One consumer study found that, on average, diesel cars are more efficient than their petrol counterparts by around 8mpg, potentially saving £200 each year. While diesel is typically priced slightly higher than petrol by fuel retailers, diesel drivers often find themselves filling up far less regularly as they enjoy higher ‘MPG’ fuel consumption or economy from their cars.

Automotive experts cap hpi published a report recently revealing that switching from diesel to petrol can result in drivers finding themselves out of pocket. Matt Freeman from the organisation comments: “With many consumers concerned about the rising cost of living, diesel was a clear choice for anyone looking to reduce the cost of motoring. With greater fuel efficiency, competitive maintenance costs and higher residual values, diesel vehicles offered real, long-term cost-saving benefits.” He adds: “It’s important for drivers to look at their real-world use of their vehicle and select the right powertrain: if you’re a high-mileage driver you should still be considering a diesel vehicle because of the better fuel economy.”
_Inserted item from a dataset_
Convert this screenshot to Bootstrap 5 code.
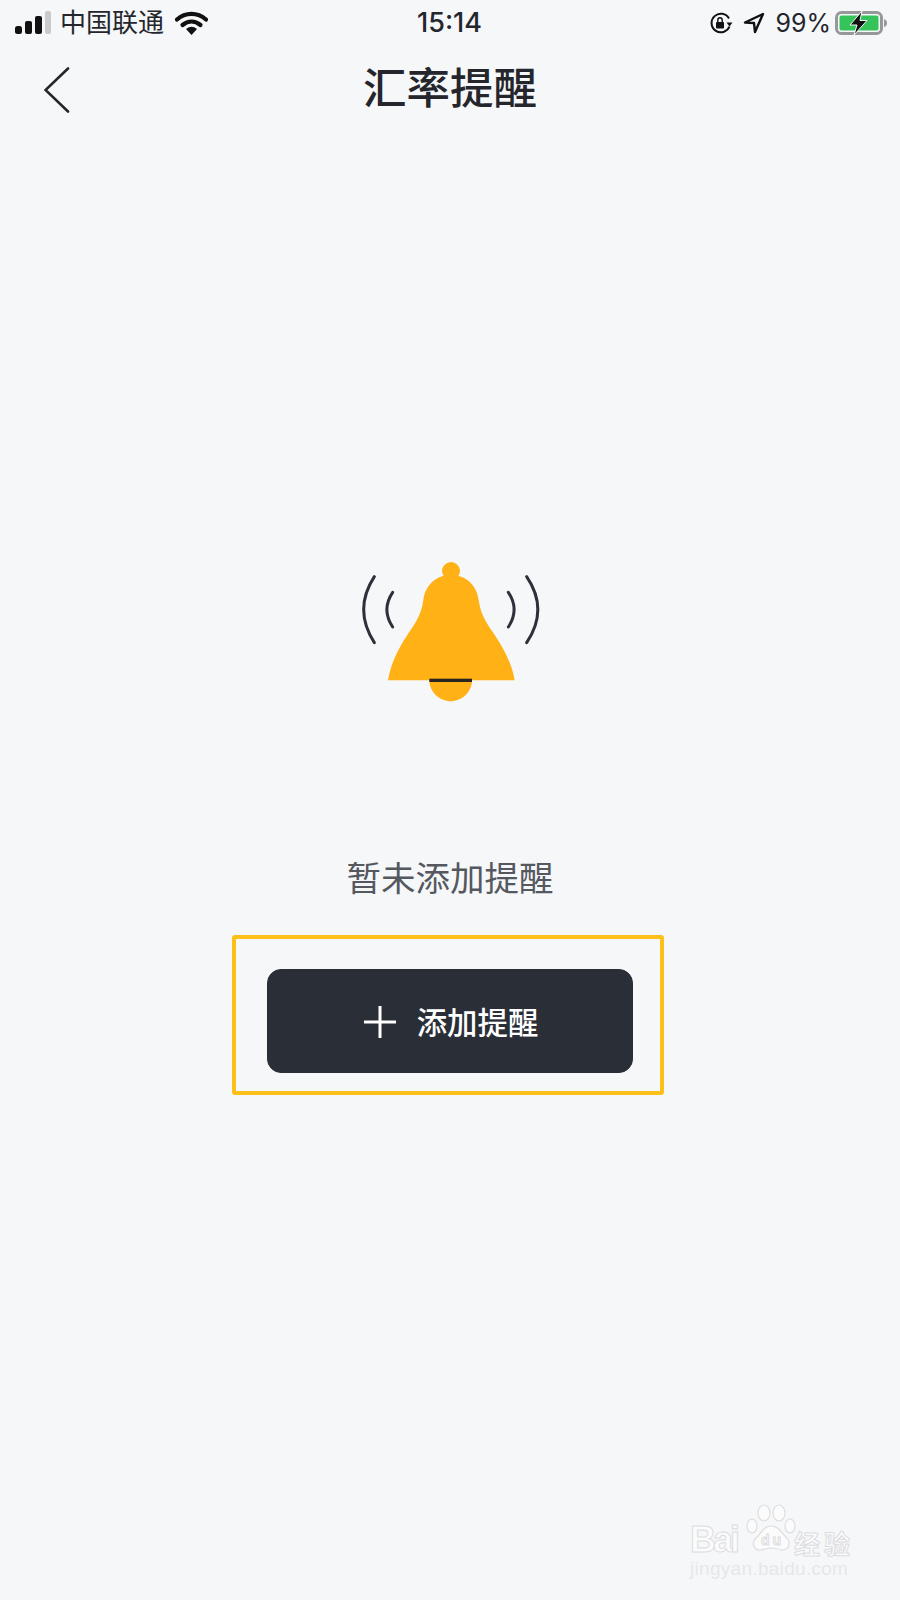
<!DOCTYPE html>
<html lang="zh-CN">

<head>
    <meta charset="UTF-8">
    <meta name="viewport" content="width=device-width, initial-scale=1.0">
    <title>汇率提醒</title>
    <link href="https://cdn.jsdelivr.net/npm/bootstrap@5.3.3/dist/css/bootstrap.min.css" rel="stylesheet">
    <style>
        body {
            background-color: #f6f7f9;
            color: #24262c;
            font-family: Inter, "Noto Sans CJK SC", sans-serif;
        }

        .phone-page {
            position: relative;
            width: 900px;
            height: 1600px;
            overflow: hidden;
        }

        .status-row {
            height: 46px;
            padding: 0 12px 0 15px;
            font-size: 25px;
            line-height: 46px;
        }

        .status-side {
            flex: 1 1 0;
        }

        .carrier {
            font-family: "Noto Sans CJK SC", sans-serif;
            font-size: 26px;
            line-height: 40px;
            padding-bottom: 5px;
            margin-left: 9px;
            margin-right: 11px;
        }

        .clock {
            font-weight: 500;
            font-size: 27px;
            margin-left: -4px;
        }

        .arrow-icon {
            margin-left: 10px;
        }

        .percent {
            margin: 0 4px 0 10px;
        }

        .title-row {
            height: 88px;
            padding: 0 44px;
        }

        .page-title {
            font-family: "Noto Sans CJK SC", sans-serif;
            font-size: 43.500px;
            font-weight: 500;
            line-height: 80px;
            padding-bottom: 8px;
            margin: 0;
            color: #24262c;
        }

        .empty-box {
            padding-top: 428px;
        }

        .bell-icon {
            display: block;
            margin-left: 2px;
        }

        .empty-text {
            font-family: "Noto Sans CJK SC", sans-serif;
            font-size: 34.500px;
            line-height: 50px;
            color: #55585f;
            margin: 149px 0 0;
        }

        .mark-frame {
            width: 432px;
            height: 160px;
            margin-top: 34px;
            margin-right: 5px;
            border: 4px solid #fdc01a;
            border-radius: 3px;
            padding: 30px 0 0 31px;
        }

        .add-btn {
            width: 366px;
            height: 104px;
            border-radius: 14px;
            background-color: #2a2e37;
            border-color: #2a2e37;
            color: #fff;
            font-family: "Noto Sans CJK SC", sans-serif;
            font-size: 30.400px;
            font-weight: 500;
            gap: 21px;
            padding: 2px 0 0 3px;
        }

        .add-btn:hover {
            background-color: #2a2e37;
            color: #fff;
        }

        .watermark {
            position: absolute;
            left: 690px;
            top: 1500px;
            width: 175px;
            height: 78px;
        }

        .wm-logo {
            display: block;
        }

        .wm-logo text {
            fill: #fbfbfc;
            stroke: #dcdddf;
            stroke-width: 1;
            font-family: "Liberation Sans", sans-serif;
            font-weight: 700;
        }

        .wm-logo .wm-cn {
            font-family: "Noto Sans CJK SC", sans-serif;
        }

        .wm-url {
            font-family: "Liberation Sans", sans-serif;
            font-size: 19px;
            line-height: 20px;
            color: #e6e7e9;
            letter-spacing: .3px;
            margin-top: -1px;
        }
    </style>
</head>

<body>
    <div class="phone-page d-flex flex-column">
        <!-- status bar -->
        <div class="status-row d-flex align-items-center">
            <div class="status-side d-flex align-items-center">
                <svg width="36" height="24" viewBox="0 0 36 24">
                    <rect x="0" y="15" width="7" height="8" rx="2.500" fill="#111"/>
                    <rect x="10" y="10" width="7" height="13" rx="2" fill="#111"/>
                    <rect x="20" y="5" width="7" height="18" rx="2" fill="#111"/>
                    <rect x="30" y="0" width="6" height="23" rx="2" fill="#c9cacc"/>
                </svg>
                <span class="carrier">中国联通</span>
                <svg width="33" height="24" viewBox="0 0 33 24">
                    <path d="M2 8.500C10.500 1 22.500 1 31 8.500" fill="none" stroke="#111" stroke-width="4.200" stroke-linecap="round"/>
                    <path d="M7.500 14C13 9.500 20 9.500 25.500 14" fill="none" stroke="#111" stroke-width="4.200" stroke-linecap="round"/>
                    <path d="M11 18Q16.500 13.500 22 18L16.500 24Z" fill="#111"/>
                </svg>
            </div>
            <span class="clock">15:14</span>
            <div class="status-side d-flex align-items-center justify-content-end">
                <svg width="24" height="22" viewBox="0 0 24 22">
                    <path d="M20.500 14.500A9.300 9.300 0 1 1 20 6.500" fill="none" stroke="#111" stroke-width="2"/>
                    <path d="M17.500 10.500h6l-3 4z" fill="#111"/>
                    <rect x="7" y="10" width="8" height="6.500" rx="1" fill="#111"/>
                    <path d="M8.800 10.500V8a2.200 2.200 0 0 1 4.400 0v2.500" fill="none" stroke="#111" stroke-width="1.400"/>
                </svg>
                <svg class="arrow-icon" width="22" height="22" viewBox="0 0 22 22">
                    <path d="M20 2L2 10.500l9 .5 1 9z" fill="none" stroke="#111" stroke-width="2.400" stroke-linejoin="round"/>
                </svg>
                <span class="percent">99%</span>
                <svg width="53" height="24" viewBox="0 0 53 24">
                    <rect x="1.500" y="1.500" width="45" height="21" rx="5" fill="none" stroke="#97989a" stroke-width="3"/>
                    <rect x="4.500" y="4.500" width="39" height="15" rx="2" fill="#35c459"/>
                    <path d="M49 8q3 1 3 4t-3 4z" fill="#97989a"/>
                    <path d="M27 0L15 14h7L19 24 32 9.500h-7l2-9.500z" fill="#111" stroke="#f6f7f9" stroke-width="1"/>
                </svg>
            </div>
        </div>

        <!-- nav -->
        <div class="title-row d-flex align-items-center">
            <div class="status-side d-flex">
                <svg width="26" height="46" viewBox="0 0 26 46">
                    <path d="M24 1.500L1.500 23 24 44.500" fill="none" stroke="#24262c" stroke-width="2.600" stroke-linecap="round"/>
                </svg>
            </div>
            <h1 class="page-title">汇率提醒</h1>
            <div class="status-side"></div>
        </div>

        <!-- empty state -->
        <div class="empty-box d-flex flex-column align-items-center">
            <svg class="bell-icon" width="182" height="140" viewBox="60 50 546 420">
                <circle cx="333" cy="77" r="27" fill="#ffb116"/>
                <path d="M144 405C152 355 175 310 200 272C222 238 243 215 250 165C255 115 295 88 333 88C371 88 411 115 416 165C423 215 444 238 466 272C491 310 516 355 524 405Z" fill="#ffb116"/>
                <path d="M268 405h128C396 440 365 468 332 468C299 468 268 440 268 405Z" fill="#ffb116"/>
                <rect x="268" y="400" width="128" height="10" fill="#2a2420"/>
                <g fill="none" stroke="#2d303a" stroke-width="9" stroke-linecap="round">
                    <path d="M103 94C60 160 60 225 103 292"/>
                    <path d="M158 141C135 175 135 210 158 245"/>
                    <path d="M560 94C605 160 605 225 560 292"/>
                    <path d="M505 141C528 175 528 210 505 245"/>
                </g>
            </svg>
            <p class="empty-text">暂未添加提醒</p>
            <div class="mark-frame">
                <button type="button" class="btn add-btn d-flex align-items-center justify-content-center">
                    <svg width="32" height="32" viewBox="0 0 32 32">
                        <path d="M0 16h32M16 0v32" stroke="#fff" stroke-width="3"/>
                    </svg>
                    <span>添加提醒</span>
                </button>
            </div>
        </div>

        <!-- watermark -->
        <div class="watermark">
            <svg class="wm-logo" width="175" height="60" viewBox="0 0 175 60">
                <text x="0" y="52" font-size="36" textLength="50">Bai</text>
                <g fill="#fbfbfc" stroke="#dcdddf" stroke-width="1.200">
                    <ellipse cx="62" cy="26" rx="5" ry="7"/>
                    <ellipse cx="74" cy="13" rx="6" ry="8"/>
                    <ellipse cx="89" cy="13" rx="6" ry="8"/>
                    <ellipse cx="100" cy="26" rx="5" ry="7"/>
                    <path d="M81 26c-8 0-10 8-15 12-5 5-2 13 5 12 4-1 7-2 10-2s7 1 11 2c7 0 9-7 5-12-5-4-8-12-16-12z"/>
                </g>
                <text x="71" y="45" font-size="14" textLength="20">du</text>
                <text class="wm-cn" x="104" y="54" font-size="26" textLength="56">经验</text>
            </svg>
            <div class="wm-url">jingyan.baidu.com</div>
        </div>
    </div>
    <script src="https://cdn.jsdelivr.net/npm/bootstrap@5.3.3/dist/js/bootstrap.bundle.min.js"></script>
</body>

</html>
Reflecting the acceptance that diesel vehicles are generally more fuel efficient, Leeds City Council has opted to focus on penalising dirtier lorries, buses and taxis instead, feeling that placing extra charges on diesel car drivers would “have a disproportionate impact on households” and that “the cost economically and socially of doing that would have been significant.”

What about fleets?

While it’s true that businesses and other organisations are increasingly considering petrol, hybrid and electric vehicles for their fleets, one major company index still sees diesel account for 71.4% of models. Fleet experts commonly express the opinion that there is still a place for diesel, which will remain the dominant fuel for several years to come. After all, many business drivers cover annual mileages in the tens of thousands, making petrol hybrids and certainly electric cars too expensive for them, along with fewer charging points and lengthier recharging times. Delivery vans and longer-distance couriers will also have no choice but to continue to rely on diesel for the foreseeable future, as alternatively-fuelled vans (AFV) are still scarce.

In conclusion

Petrol, hybrid and electric cars are becoming more and more popular, especially for private motorists who don’t drive more than around 15,000 miles per year and use A and B-roads most of the time. For other drivers who rack up higher annual mileages and cover long distances, often using motorways, diesel will still remain the most viable fuel for the next half a dozen years or so, particularly for business motorists. It is fair to say diesel is on its way out, but it’s got a lot of life still left in it yet.

The Low Carbon Vehicle Partnership summed it up nicely at a recent conference when they said: “diesel is wounded, not dead.”